Eddie narrates the feeling of peace he gets from drawing and painting in a quiet place where he can be free from anxieties and worries.
Inspiration and influences
As an artist who has a very detailed and vivid mind, Eddie gets inspiration from several creative people, occurrences and various branches of art including music, film or dance. His artistic style belongs to him as influenced by his perception of the world and the environment he finds himself.
This is due to the fact that he believes it’s important to stay focused on developing your own style as it takes confidence and belief to stick to an idea and see it through.
Ongoing figurative charcoal drawings projects
“Right now and over the last few months, I have been drawing in charcoal. For me, monochrome drawing is a great way to develop visual ideas and concepts,” says Eddie.
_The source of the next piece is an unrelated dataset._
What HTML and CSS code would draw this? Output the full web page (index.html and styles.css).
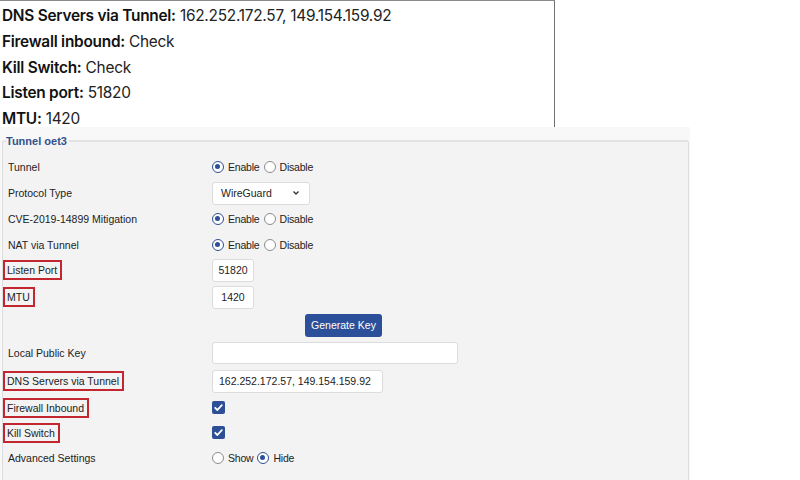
FILE: index.html
```html
<!DOCTYPE html>
<html lang="en">
<head>
<meta charset="UTF-8">
<meta name="viewport" content="width=device-width, initial-scale=1.0">
<title>Tunnel oet3</title>
<link rel="stylesheet" href="styles.css">
</head>
<body>
<div class="note">
    <p><b>DNS Servers via Tunnel:</b> 162.252.172.57, 149.154.159.92</p>
    <p><b>Firewall inbound:</b> Check</p>
    <p><b>Kill Switch:</b> Check</p>
    <p><b>Listen port:</b> 51820</p>
    <p><b>MTU:</b> 1420</p>
</div>
<div class="panel">
    <fieldset class="tunnel">
        <legend>Tunnel oet3</legend>
        <div class="row">
            <div class="label">Tunnel</div>
            <div class="control">
                <span class="radio on"></span><span class="opt">Enable</span>
                <span class="radio"></span><span class="opt">Disable</span>
            </div>
        </div>
        <div class="row">
            <div class="label">Protocol Type</div>
            <div class="control">
                <div class="select">WireGuard
                    <svg width="8" height="6" viewBox="0 0 8 6"><path d="M1.5 1.5 L4 4 L6.5 1.5" fill="none" stroke="#333" stroke-width="1.3"/></svg>
                </div>
            </div>
        </div>
        <div class="row">
            <div class="label">CVE-2019-14899 Mitigation</div>
            <div class="control">
                <span class="radio on"></span><span class="opt">Enable</span>
                <span class="radio"></span><span class="opt">Disable</span>
            </div>
        </div>
        <div class="row short">
            <div class="label">NAT via Tunnel</div>
            <div class="control">
                <span class="radio on"></span><span class="opt">Enable</span>
                <span class="radio"></span><span class="opt">Disable</span>
            </div>
        </div>
        <div class="row">
            <div class="label"><span class="mark">Listen Port</span></div>
            <div class="control"><div class="field small">51820</div></div>
        </div>
        <div class="row tall">
            <div class="label"><span class="mark">MTU</span></div>
            <div class="control"><div class="field small">1420</div></div>
        </div>
        <div class="row tall">
            <div class="label"></div>
            <div class="control"><button class="btn">Generate Key</button></div>
        </div>
        <div class="row tall">
            <div class="label">Local Public Key</div>
            <div class="control"><div class="field wide"></div></div>
        </div>
        <div class="row tall">
            <div class="label"><span class="mark">DNS Servers via Tunnel</span></div>
            <div class="control"><div class="field dns">162.252.172.57, 149.154.159.92</div></div>
        </div>
        <div class="row short">
            <div class="label"><span class="mark">Firewall Inbound</span></div>
            <div class="control">
                <span class="check"><svg width="13" height="13" viewBox="0 0 13 13"><path d="M3.2 6.8 L5.4 9 L9.8 4.2" fill="none" stroke="#fff" stroke-width="1.8" stroke-linecap="round" stroke-linejoin="round"/></svg></span>
            </div>
        </div>
        <div class="row short">
            <div class="label"><span class="mark">Kill Switch</span></div>
            <div class="control">
                <span class="check"><svg width="13" height="13" viewBox="0 0 13 13"><path d="M3.2 6.8 L5.4 9 L9.8 4.2" fill="none" stroke="#fff" stroke-width="1.8" stroke-linecap="round" stroke-linejoin="round"/></svg></span>
            </div>
        </div>
        <div class="row">
            <div class="label">Advanced Settings</div>
            <div class="control">
                <span class="radio"></span><span class="opt">Show</span>
                <span class="radio on"></span><span class="opt">Hide</span>
            </div>
        </div>
    </fieldset>
</div>
</body>
</html>
```

FILE: styles.css
```css
body {
    margin: 0;
    padding: 0;
    background-color: #fff;
    font-family: "Liberation Sans", Arial, sans-serif;
}
.note {
    width: 555px;
    height: 127px;
    border-top: 1px solid #8a8a8a;
    border-right: 1px solid #707070;
    padding: 2px 0 0 2px;
    box-sizing: border-box;
    font-family: Inter, "Noto Sans", sans-serif;
    font-size: 15.4px;
    letter-spacing: -0.25px;
    color: #222;
}
.note p {
    margin: 0;
    line-height: 25.8px;
}
.note b {
    font-weight: 600;
    color: #111;
}
.panel {
    width: 690px;
    background-color: #f8f8f8;
    padding: 8px 1px 20px 2px;
    box-sizing: border-box;
}
.tunnel {
    margin: 0;
    padding: 7px 5px 10px 5px;
    border: 1px solid #dcdcdc;
    border-top: 2px solid #e2e2e2;
    border-radius: 3px;
    background-color: #f3f3f3;
    font-size: 10.5px;
    color: #222;
}
.tunnel legend {
    margin-left: -2px;
    padding: 0 2px 0 0;
    font-size: 11px;
    font-weight: bold;
    color: #34528f;
}
.row {
    display: flex;
    align-items: center;
    height: 26px;
}
.row.tall {
    height: 28px;
}
.row.short {
    height: 25px;
}
.label {
    width: 204px;
}
.mark {
    display: inline-block;
    border: 2px solid #c3262f;
    padding: 2px 3px 2px 2px;
    margin-left: -5px;
}
.control {
    display: flex;
    align-items: center;
}
.radio {
    width: 12px;
    height: 12px;
    box-sizing: border-box;
    border: 1px solid #8c8c8c;
    border-radius: 50%;
    background-color: #fff;
    position: relative;
}
.radio.on {
    border: 1.5px solid #2d4f95;
}
.radio.on::after {
    content: "";
    position: absolute;
    left: 2px;
    top: 2px;
    width: 5px;
    height: 5px;
    border-radius: 50%;
    background-color: #2d4f95;
}
.opt {
    margin: 0 4px 0 4px;
    letter-spacing: -0.2px;
}
.select {
    width: 98px;
    height: 23px;
    box-sizing: border-box;
    border: 1px solid #dcdcdc;
    border-radius: 3px;
    background-color: #fff;
    display: flex;
    align-items: center;
    justify-content: space-between;
    padding: 0 9px 0 8px;
}
.field {
    height: 23px;
    box-sizing: border-box;
    border: 1px solid #dcdcdc;
    border-radius: 3px;
    background-color: #fff;
    display: flex;
    align-items: center;
}
.field.small {
    width: 42px;
    justify-content: center;
}
.field.wide {
    width: 246px;
    height: 22px;
}
.field.dns {
    width: 171px;
    padding-left: 6px;
}
.btn {
    margin-left: 93px;
    width: 77px;
    height: 23px;
    border: none;
    border-radius: 3px;
    background-color: #2c4f99;
    color: #fff;
    font-family: "Liberation Sans", Arial, sans-serif;
    font-size: 10.5px;
    padding: 0;
}
.check {
    width: 13px;
    height: 13px;
    border-radius: 2px;
    background-color: #2d4f95;
    display: block;
}
.check svg {
    display: block;
}
```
An observatory artistic style
Eddie classifies his figurative charcoal drawings style as a close and direct observation of everyday life, with an added touch of reflective wit and invention.
Also, Eddie mentions how subconscious shapes and pattern helps him convey and make sense of his immediate environment.
“Luckily, there is no right or wrong way to do things in art. No good and bad, it’s all down to personal taste and that’s why I love it. If I had to give anyone advice, I would say start making and creating and never stop. You can’t fail because you never finished, and that’s something all the great artists have in common.”